A 5 percent increase in prices may boost profits, but analysts aren't sure if it will help the company climb out of its recent second-quarter loss.

NEW YORK (AP) — Alcoa Inc. should benefit from slightly higher aluminum prices this year and next year, but analysts disagree how much that will affect profits.

After the markets closed Monday, Alcoa reported it slid to a second-quarter loss from a year-ago profit due to weak aluminum prices and hefty quarterly charges. Excluding special charges and other items, however, Alcoa earned an adjusted $61 million, or 6 cents a share.

That's better than the 5 cents per share that analysts had expected.

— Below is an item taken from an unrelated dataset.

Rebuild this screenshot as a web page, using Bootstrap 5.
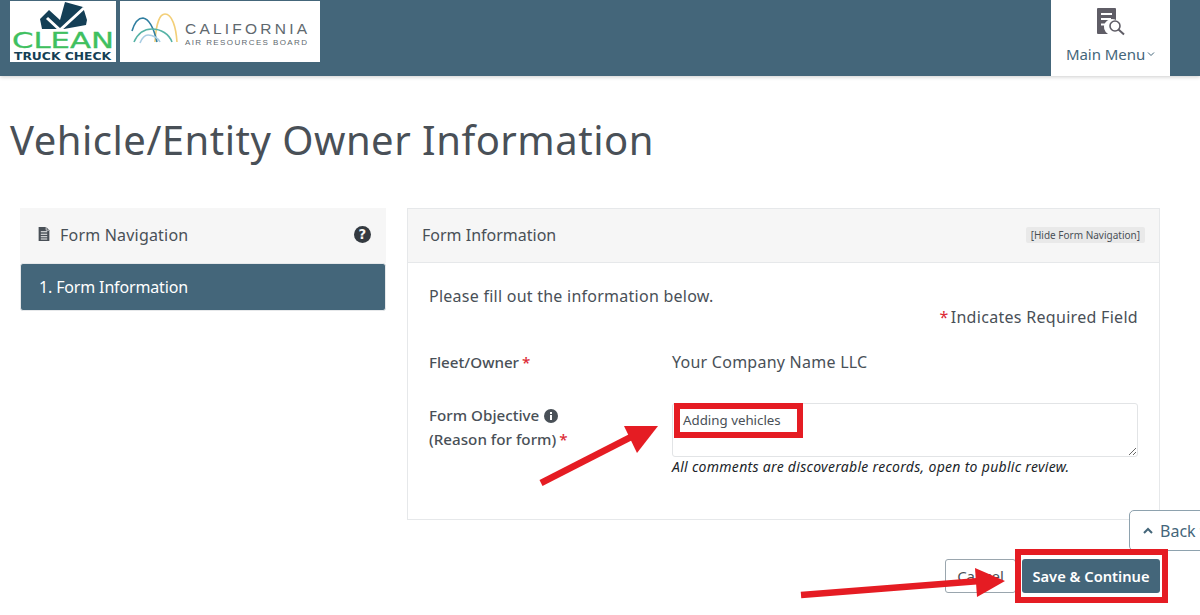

On Tuesday, Jefferies analyst Peter Ward cut profit estimates for the New York aluminum maker to 40 from 70 cents per share for 2012 and to 80 from 90 cents per share in 2013. Persistently high aluminum inventories should keep a lid on price increases this year, Ward said.

Ward expects aluminum prices to increase from a current price of 85 cents per pound to an average of 90 cents per pound in the second half of the year and $1 per pound in 2013.

Citi analyst Brian Yu, however, raised his profit expectations for Alcoa to 32 cents from 27 cents per share for 2012. Yu said that the higher prices and better production helped the company beat Wall Street profit expectations for the second quarter. Its surprisingly strong results should lift its overall profit in 2012, Yu said.

Shares added 3 cents, or less than 1 percent, to $8.79 in premarket trading.